[start DATA PROVIDED]

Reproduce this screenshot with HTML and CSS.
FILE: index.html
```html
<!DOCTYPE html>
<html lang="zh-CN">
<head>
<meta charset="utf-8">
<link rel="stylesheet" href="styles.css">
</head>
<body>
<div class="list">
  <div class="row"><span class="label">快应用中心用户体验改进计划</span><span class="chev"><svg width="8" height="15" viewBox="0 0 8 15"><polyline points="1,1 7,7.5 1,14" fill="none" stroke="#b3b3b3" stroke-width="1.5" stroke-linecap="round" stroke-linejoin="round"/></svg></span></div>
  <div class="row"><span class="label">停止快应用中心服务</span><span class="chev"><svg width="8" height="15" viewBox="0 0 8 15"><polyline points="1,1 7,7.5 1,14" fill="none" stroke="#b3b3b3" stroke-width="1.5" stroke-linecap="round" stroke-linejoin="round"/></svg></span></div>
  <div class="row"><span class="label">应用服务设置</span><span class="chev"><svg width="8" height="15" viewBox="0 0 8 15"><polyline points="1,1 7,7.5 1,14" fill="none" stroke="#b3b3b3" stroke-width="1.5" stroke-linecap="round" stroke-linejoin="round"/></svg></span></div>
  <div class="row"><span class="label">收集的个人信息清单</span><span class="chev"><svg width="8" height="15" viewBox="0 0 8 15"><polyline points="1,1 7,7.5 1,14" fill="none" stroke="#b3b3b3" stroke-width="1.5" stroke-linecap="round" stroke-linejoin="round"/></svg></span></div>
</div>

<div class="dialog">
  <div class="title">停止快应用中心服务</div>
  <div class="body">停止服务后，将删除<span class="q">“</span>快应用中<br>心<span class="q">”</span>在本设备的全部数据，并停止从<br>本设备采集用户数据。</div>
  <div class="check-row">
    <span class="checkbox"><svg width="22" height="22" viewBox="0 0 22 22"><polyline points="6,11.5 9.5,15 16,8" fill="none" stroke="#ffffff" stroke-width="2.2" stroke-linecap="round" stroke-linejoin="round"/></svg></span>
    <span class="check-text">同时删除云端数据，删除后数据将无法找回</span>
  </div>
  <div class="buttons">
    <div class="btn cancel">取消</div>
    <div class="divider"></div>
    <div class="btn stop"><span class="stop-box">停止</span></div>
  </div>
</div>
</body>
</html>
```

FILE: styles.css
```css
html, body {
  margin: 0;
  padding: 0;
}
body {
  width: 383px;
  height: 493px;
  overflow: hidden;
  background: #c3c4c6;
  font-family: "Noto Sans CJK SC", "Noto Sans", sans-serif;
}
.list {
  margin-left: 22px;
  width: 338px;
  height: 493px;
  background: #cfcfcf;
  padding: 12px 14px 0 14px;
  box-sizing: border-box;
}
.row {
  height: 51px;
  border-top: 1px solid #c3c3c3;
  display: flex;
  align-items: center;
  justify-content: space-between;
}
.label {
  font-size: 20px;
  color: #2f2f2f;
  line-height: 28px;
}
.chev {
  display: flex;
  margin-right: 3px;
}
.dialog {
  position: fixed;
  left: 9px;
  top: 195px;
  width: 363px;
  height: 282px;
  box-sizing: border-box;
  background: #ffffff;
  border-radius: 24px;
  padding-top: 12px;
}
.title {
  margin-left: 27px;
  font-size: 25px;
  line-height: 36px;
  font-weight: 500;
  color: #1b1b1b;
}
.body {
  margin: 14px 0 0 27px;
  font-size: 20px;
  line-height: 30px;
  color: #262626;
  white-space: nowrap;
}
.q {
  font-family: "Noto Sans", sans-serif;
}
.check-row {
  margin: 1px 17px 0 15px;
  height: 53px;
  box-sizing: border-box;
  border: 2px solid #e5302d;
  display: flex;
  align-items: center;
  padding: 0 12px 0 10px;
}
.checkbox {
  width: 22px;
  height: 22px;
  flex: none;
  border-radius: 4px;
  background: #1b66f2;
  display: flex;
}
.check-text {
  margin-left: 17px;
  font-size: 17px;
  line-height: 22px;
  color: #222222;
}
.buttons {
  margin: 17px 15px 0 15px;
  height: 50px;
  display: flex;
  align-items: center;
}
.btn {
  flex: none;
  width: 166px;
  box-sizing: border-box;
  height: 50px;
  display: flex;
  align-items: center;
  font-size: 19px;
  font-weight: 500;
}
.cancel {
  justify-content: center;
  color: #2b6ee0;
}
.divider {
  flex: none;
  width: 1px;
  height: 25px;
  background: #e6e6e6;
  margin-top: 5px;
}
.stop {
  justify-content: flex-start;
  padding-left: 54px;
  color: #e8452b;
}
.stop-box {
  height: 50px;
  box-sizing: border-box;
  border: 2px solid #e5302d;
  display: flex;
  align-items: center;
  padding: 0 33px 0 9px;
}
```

[end DATA PROVIDED]

EXERCISE DIRECTIONS —
Write the data from above out again, exactly.

FINAL ANSWER —
Reproduce this screenshot with HTML and CSS.
FILE: index.html
```html
<!DOCTYPE html>
<html lang="zh-CN">
<head>
<meta charset="utf-8">
<link rel="stylesheet" href="styles.css">
</head>
<body>
<div class="list">
  <div class="row"><span class="label">快应用中心用户体验改进计划</span><span class="chev"><svg width="8" height="15" viewBox="0 0 8 15"><polyline points="1,1 7,7.5 1,14" fill="none" stroke="#b3b3b3" stroke-width="1.5" stroke-linecap="round" stroke-linejoin="round"/></svg></span></div>
  <div class="row"><span class="label">停止快应用中心服务</span><span class="chev"><svg width="8" height="15" viewBox="0 0 8 15"><polyline points="1,1 7,7.5 1,14" fill="none" stroke="#b3b3b3" stroke-width="1.5" stroke-linecap="round" stroke-linejoin="round"/></svg></span></div>
  <div class="row"><span class="label">应用服务设置</span><span class="chev"><svg width="8" height="15" viewBox="0 0 8 15"><polyline points="1,1 7,7.5 1,14" fill="none" stroke="#b3b3b3" stroke-width="1.5" stroke-linecap="round" stroke-linejoin="round"/></svg></span></div>
  <div class="row"><span class="label">收集的个人信息清单</span><span class="chev"><svg width="8" height="15" viewBox="0 0 8 15"><polyline points="1,1 7,7.5 1,14" fill="none" stroke="#b3b3b3" stroke-width="1.5" stroke-linecap="round" stroke-linejoin="round"/></svg></span></div>
</div>

<div class="dialog">
  <div class="title">停止快应用中心服务</div>
  <div class="body">停止服务后，将删除<span class="q">“</span>快应用中<br>心<span class="q">”</span>在本设备的全部数据，并停止从<br>本设备采集用户数据。</div>
  <div class="check-row">
    <span class="checkbox"><svg width="22" height="22" viewBox="0 0 22 22"><polyline points="6,11.5 9.5,15 16,8" fill="none" stroke="#ffffff" stroke-width="2.2" stroke-linecap="round" stroke-linejoin="round"/></svg></span>
    <span class="check-text">同时删除云端数据，删除后数据将无法找回</span>
  </div>
  <div class="buttons">
    <div class="btn cancel">取消</div>
    <div class="divider"></div>
    <div class="btn stop"><span class="stop-box">停止</span></div>
  </div>
</div>
</body>
</html>
```

FILE: styles.css
```css
html, body {
  margin: 0;
  padding: 0;
}
body {
  width: 383px;
  height: 493px;
  overflow: hidden;
  background: #c3c4c6;
  font-family: "Noto Sans CJK SC", "Noto Sans", sans-serif;
}
.list {
  margin-left: 22px;
  width: 338px;
  height: 493px;
  background: #cfcfcf;
  padding: 12px 14px 0 14px;
  box-sizing: border-box;
}
.row {
  height: 51px;
  border-top: 1px solid #c3c3c3;
  display: flex;
  align-items: center;
  justify-content: space-between;
}
.label {
  font-size: 20px;
  color: #2f2f2f;
  line-height: 28px;
}
.chev {
  display: flex;
  margin-right: 3px;
}
.dialog {
  position: fixed;
  left: 9px;
  top: 195px;
  width: 363px;
  height: 282px;
  box-sizing: border-box;
  background: #ffffff;
  border-radius: 24px;
  padding-top: 12px;
}
.title {
  margin-left: 27px;
  font-size: 25px;
  line-height: 36px;
  font-weight: 500;
  color: #1b1b1b;
}
.body {
  margin: 14px 0 0 27px;
  font-size: 20px;
  line-height: 30px;
  color: #262626;
  white-space: nowrap;
}
.q {
  font-family: "Noto Sans", sans-serif;
}
.check-row {
  margin: 1px 17px 0 15px;
  height: 53px;
  box-sizing: border-box;
  border: 2px solid #e5302d;
  display: flex;
  align-items: center;
  padding: 0 12px 0 10px;
}
.checkbox {
  width: 22px;
  height: 22px;
  flex: none;
  border-radius: 4px;
  background: #1b66f2;
  display: flex;
}
.check-text {
  margin-left: 17px;
  font-size: 17px;
  line-height: 22px;
  color: #222222;
}
.buttons {
  margin: 17px 15px 0 15px;
  height: 50px;
  display: flex;
  align-items: center;
}
.btn {
  flex: none;
  width: 166px;
  box-sizing: border-box;
  height: 50px;
  display: flex;
  align-items: center;
  font-size: 19px;
  font-weight: 500;
}
.cancel {
  justify-content: center;
  color: #2b6ee0;
}
.divider {
  flex: none;
  width: 1px;
  height: 25px;
  background: #e6e6e6;
  margin-top: 5px;
}
.stop {
  justify-content: flex-start;
  padding-left: 54px;
  color: #e8452b;
}
.stop-box {
  height: 50px;
  box-sizing: border-box;
  border: 2px solid #e5302d;
  display: flex;
  align-items: center;
  padding: 0 33px 0 9px;
}
```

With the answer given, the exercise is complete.